The Bilk Creek Mountains of Humboldt County in northwestern Nevada contain sporadic outcrops of Late Pleistocene shoreline sediments deposited during the high stand period for Lake Lahontan. As Lake Lahontan is now almost completely evaporated away, these sediments and the fossils they contain are the only reliable record of the ancient environmental conditions and paleoecology of the lake. Previous sampling of these deposits revealed the presence of a Molluscan-dominated fauna composed of the gastropods Gyraulus parvus, Valvata virens, and Amnicola longinqua, and the bivalve Pisidium ultramontanum. The 12.5 kg sample yielded 2,962 individual fossils for a fossil density of 4.22 fossils/gram. The sample was dominated by the planispiral, cosmopolitan gastropod, G. parvus, which comprised over 67% of all individuals. Pleistocene lake faunas with the low-density and high dominance signature differ greatly from coeval lake deposits from the upper Midwest, such as Lake Scuppernong of southeastern Wisconsin.

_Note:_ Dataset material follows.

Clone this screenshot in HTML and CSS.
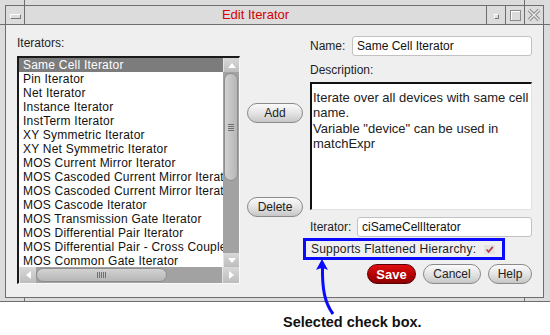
FILE: index.html
```html
<!DOCTYPE html>
<html lang="en">
<head>
  <meta charset="UTF-8" />
  <title>Edit Iterator</title>
  <link rel="stylesheet" href="styles.css">
</head>
<body>
<div class="screen">

  <!-- Window manager frame -->
  <div class="frame">
    <span class="grip grip-top-left"></span>
    <span class="grip grip-top-right"></span>
    <span class="grip grip-side-left"></span>
    <span class="grip grip-side-right"></span>
    <span class="grip grip-bottom-left"></span>
    <span class="grip grip-bottom-right"></span>

    <div class="window">
      <div class="titlebar">
        <div class="tb-menu"><span class="tb-menu-bar"></span></div>
        <div class="tb-title">Edit Iterator</div>
        <div class="tb-btn"><span class="tb-min"></span></div>
        <div class="tb-btn"><span class="tb-max"></span></div>
        <div class="tb-btn">
          <svg width="14" height="14" viewBox="0 0 14 14">
            <path d="M2 2 L12 12 M12 2 L2 12" stroke="#8c8c8c" stroke-width="3.4" fill="none" />
            <path d="M2 2 L12 12 M12 2 L2 12" stroke="#ececec" stroke-width="1.4" fill="none" />
          </svg>
        </div>
      </div>

      <!-- Dialog body -->
      <div class="dialog">
        <div class="col-list">
          <div class="label">Iterators:</div>
          <div class="listbox">
            <div class="list-main">
              <ul class="items">
                <li class="selected">Same Cell Iterator</li>
                <li>Pin Iterator</li>
                <li>Net Iterator</li>
                <li>Instance Iterator</li>
                <li>InstTerm Iterator</li>
                <li>XY Symmetric Iterator</li>
                <li>XY Net Symmetric Iterator</li>
                <li>MOS Current Mirror Iterator</li>
                <li>MOS Cascoded Current Mirror Iterator</li>
                <li>MOS Cascoded Current Mirror Iterator</li>
                <li>MOS Cascode Iterator</li>
                <li>MOS Transmission Gate Iterator</li>
                <li>MOS Differential Pair Iterator</li>
                <li>MOS Differential Pair - Cross Coupled Iterator</li>
                <li>MOS Common Gate Iterator</li>
              </ul>
              <div class="vscroll">
                <div class="sb-btn"><span class="arrow-up"></span></div>
                <div class="thumb-v"><span class="grip-lines-h"></span></div>
                <div class="sb-track"></div>
                <div class="sb-btn"><span class="arrow-down"></span></div>
              </div>
            </div>
            <div class="hscroll">
              <div class="sb-btn sb-btn-h"><span class="arrow-left"></span></div>
              <div class="thumb-h"><span class="grip-lines-v"></span></div>
              <div class="sb-track"></div>
              <div class="sb-btn sb-btn-h"><span class="arrow-right"></span></div>
            </div>
          </div>
        </div>

        <div class="col-actions">
          <button class="pill btn-add">Add</button>
          <button class="pill btn-delete">Delete</button>
        </div>

        <div class="col-form">
          <div class="field-row">
            <span class="field-label name-label">Name:</span>
            <div class="text-input">Same Cell Iterator</div>
          </div>
          <div class="label desc-label">Description:</div>
          <div class="textbox">Iterate over all devices with same cell name.<br>Variable "device" can be used in matchExpr</div>
          <div class="field-row iter-row">
            <span class="field-label iter-label">Iterator:</span>
            <div class="text-input">ciSameCellIterator</div>
          </div>
          <div class="flag-row">
            <span class="flag-label">Supports Flattened Hierarchy:</span>
            <span class="checkbox">
              <svg width="11" height="9" viewBox="0 0 11 9">
                <path d="M2.5 4.5 L4.6 6.8 L8.8 1.8" stroke="#b4434a" stroke-width="1.8" fill="none" />
              </svg>
            </span>
          </div>
          <div class="form-actions">
            <button class="pill btn-save">Save</button>
            <button class="pill btn-cancel">Cancel</button>
            <button class="pill btn-help">Help</button>
          </div>
        </div>
      </div>
    </div>
  </div>

  <div class="caption">Selected check box.</div>

  <!-- Callout arrow -->
  <svg class="callout" width="550" height="335" viewBox="0 0 550 335">
    <path d="M322.5 266 C322 290, 325 303, 333 314" stroke="#0a0aff" stroke-width="3" fill="none" />
    <path d="M322 259 L316 270 Q322 266.5 328 270 Z" fill="#0a0aff" />
  </svg>
</div>
</body>
</html>
```

FILE: styles.css
```css
/* Global */
body {
  margin: 0;
  background-color: #ffffff;
  font-family: 'Liberation Sans', Arial, sans-serif;
  font-size: 12px;
  color: #1e1e1e;
}

.screen {
  position: relative;
  width: 550px;
  height: 335px;
  overflow: hidden;
}

/* Frame */
.frame {
  position: relative;
  box-sizing: border-box;
  height: 302px;
  padding: 5px 0 0 5px;
  background-color: #dcdcdc;
  border-bottom: 1px solid #6e6e6e;
}

.grip {
  position: absolute;
  background-color: #6e6e6e;
}

.grip-top-left { left: 24px; top: 0; width: 1px; height: 5px; }
.grip-top-right { left: 524px; top: 0; width: 1px; height: 5px; }
.grip-side-left { left: 0; top: 24px; width: 5px; height: 1px; }
.grip-side-right { left: 543px; top: 24px; width: 7px; height: 1px; }
.grip-bottom-left { left: 24px; top: 297px; width: 1px; height: 4px; }
.grip-bottom-right { left: 524px; top: 297px; width: 1px; height: 4px; }

.window {
  box-sizing: border-box;
  width: 539px;
  height: 293px;
  border: 1px solid #6e6e6e;
  background-color: #efefef;
  display: flex;
  flex-direction: column;
}

/* Title bar */
.titlebar {
  box-sizing: border-box;
  height: 19px;
  display: flex;
  background-color: #dcdcdc;
  border-bottom: 1px solid #6e6e6e;
}

.tb-menu {
  box-sizing: border-box;
  width: 19px;
  border-right: 1px solid #6e6e6e;
  display: flex;
  align-items: center;
  justify-content: center;
}

.tb-menu-bar {
  box-sizing: border-box;
  width: 11px;
  height: 5px;
  margin-top: 2px;
  border: 1px solid;
  border-color: #ffffff #7a7a7a #7a7a7a #ffffff;
}

.tb-title {
  flex: 1;
  text-align: center;
  line-height: 18px;
  font-size: 13px;
  color: #d20000;
}

.tb-btn {
  box-sizing: border-box;
  width: 19px;
  border-left: 1px solid #6e6e6e;
  display: flex;
  align-items: center;
  justify-content: center;
}

.tb-min {
  box-sizing: border-box;
  width: 5px;
  height: 5px;
  margin-top: 2px;
  border: 1px solid;
  border-color: #ffffff #7a7a7a #7a7a7a #ffffff;
}

.tb-max {
  box-sizing: border-box;
  width: 11px;
  height: 11px;
  border: 1px solid #8a8a8a;
  box-shadow: inset 1px 1px 0 #ffffff;
}

/* Dialog body */
.dialog {
  flex: 1;
  display: grid;
  grid-template-columns: 223px 56px 222px;
  column-gap: 7px;
  align-items: start;
  padding: 11px 0 0 11px;
}

.label {
  line-height: 14px;
}

/* List box */
.listbox {
  box-sizing: border-box;
  width: 223px;
  margin-top: 6px;
  border-style: solid;
  border-width: 2px 1px 1px 2px;
  border-color: #1a1a1a #fafafa #fafafa #1a1a1a;
  background-color: #ffffff;
}

.list-main {
  display: flex;
  height: 209px;
}

.items {
  flex: 1;
  list-style: none;
  margin: 0;
  padding: 0;
  overflow: hidden;
  color: #111;
}

.items li {
  height: 14px;
  line-height: 14px;
  padding-left: 4px;
  white-space: nowrap;
  letter-spacing: 0.22px;
}

.items li.selected {
  background-color: #7c7c7c;
  color: #ffffff;
}

.vscroll {
  width: 16px;
  display: flex;
  flex-direction: column;
  background-color: #a2a2a2;
}

.sb-btn {
  flex: none;
  height: 14px;
  display: flex;
  align-items: center;
  justify-content: center;
  background: linear-gradient(#d8d8d8, #bdbdbd);
  border-left: 1px solid #e4e4e4;
}

.sb-btn-h {
  width: 16px;
  height: auto;
}

.sb-track {
  flex: 1;
}

.thumb-v {
  box-sizing: border-box;
  height: 108px;
  margin: 1px 1px 0 1px;
  border: 1px solid #8e8e8e;
  border-radius: 8px;
  background: linear-gradient(90deg, #d2d2d2, #b6b6b6);
  display: flex;
  align-items: center;
  justify-content: center;
}

.thumb-h {
  box-sizing: border-box;
  width: 131px;
  margin: 1px 0;
  border: 1px solid #8e8e8e;
  border-radius: 8px;
  background: linear-gradient(#d2d2d2, #b6b6b6);
  display: flex;
  align-items: center;
  justify-content: center;
}

.grip-lines-h {
  width: 6px;
  height: 7px;
  background: repeating-linear-gradient(#6f6f6f 0 1px, transparent 1px 2px);
}

.grip-lines-v {
  width: 9px;
  height: 6px;
  background: repeating-linear-gradient(90deg, #6f6f6f 0 1px, transparent 1px 2px);
}

.hscroll {
  height: 16px;
  display: flex;
  background-color: #a2a2a2;
}

.arrow-up,
.arrow-down {
  width: 0;
  height: 0;
  border-left: 4px solid transparent;
  border-right: 4px solid transparent;
}

.arrow-up { border-bottom: 5px solid #ffffff; }
.arrow-down { border-top: 5px solid #ffffff; }

.arrow-left,
.arrow-right {
  width: 0;
  height: 0;
  border-top: 4px solid transparent;
  border-bottom: 4px solid transparent;
}

.arrow-left { border-right: 5px solid #ffffff; }
.arrow-right { border-left: 5px solid #ffffff; }

/* Buttons */
.pill {
  box-sizing: border-box;
  height: 20px;
  padding: 0;
  border: 1px solid #8a8a8a;
  border-radius: 10px;
  background: linear-gradient(#fafafa, #e2e2e2 55%, #c6c6c6);
  font-family: 'Liberation Sans', Arial, sans-serif;
  font-size: 12px;
  color: #222;
}

.col-actions {
  display: flex;
  flex-direction: column;
}

.btn-add {
  width: 56px;
  margin-top: 67px;
}

.btn-delete {
  width: 56px;
  margin-top: 74px;
}

/* Form column */
.col-form {
  display: flex;
  flex-direction: column;
}

.field-row {
  display: flex;
  align-items: center;
  height: 20px;
}

.field-label {
  flex: none;
}

.name-label { width: 42px; }
.iter-label { width: 47px; }

.text-input {
  box-sizing: border-box;
  flex: 1;
  height: 20px;
  line-height: 18px;
  padding-left: 4px;
  border: 1px solid #c2c2c2;
  border-radius: 3px;
  background-color: #ffffff;
  color: #111;
}

.desc-label {
  margin-top: 7px;
}

.textbox {
  box-sizing: border-box;
  height: 128px;
  margin-top: 5px;
  padding: 6px 2px 0 1px;
  border-style: solid;
  border-width: 2px 1px 1px 2px;
  border-color: #111 #e2e2e2 #e2e2e2 #111;
  background-color: #ffffff;
  font-size: 13px;
  line-height: 15.3px;
  color: #222;
}

.iter-row {
  margin-top: 7px;
}

.flag-row {
  box-sizing: border-box;
  width: 202px;
  height: 22px;
  margin: 1px 0 0 -7px;
  padding-left: 5px;
  border: 3px solid #0a0aff;
  display: flex;
  align-items: center;
}

.flag-label {
  letter-spacing: 0.2px;
}

.checkbox {
  width: 11px;
  height: 9px;
  margin-left: 8px;
  background-color: #e4e4e4;
  display: flex;
}

.form-actions {
  display: flex;
  justify-content: flex-end;
  gap: 7px;
  margin-top: 4px;
}

.btn-save {
  width: 49px;
  border-color: #5c0000;
  background: linear-gradient(#e01010, #b40000 55%, #8c0000);
  color: #ffffff;
  font-weight: bold;
  font-size: 13px;
}

.btn-cancel { width: 58px; }
.btn-help { width: 44px; }

/* Caption below the window */
.caption {
  margin: 12px 0 0 283px;
  line-height: 16px;
  font-size: 14.5px;
  font-weight: bold;
  color: #111;
}

.callout {
  position: absolute;
  left: 0;
  top: 0;
  pointer-events: none;
}
```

Such differences are normally interpreted to reflect paleoclimatic variations, but without accurate age determination, temporal variation cannot be falsified. In addition, the study of Lake Lahontan’s paleoecology establishes a pre-human base-line with which to compare the modern ecologies of extant lakes. The Lake Lahontan fossils are assumed to be between twelve and eighteen-thousand years old, but have never been dated by any radiometric means. Reconnaissance work in Nevada revealed the presence of strandline concentrations of the common fossils fauna – dating these fossils can determine the genuine highstand age of the lake. Preliminary sampling of these fossils from 5.8 kg of sediment has yielded 1594 individuals (for a fossil density of 0.2 fossils/gram), but these results will be greatly enhanced once a definitive date has been determined for the fossils via radiometric dating to be performed by Beta Analytic labs.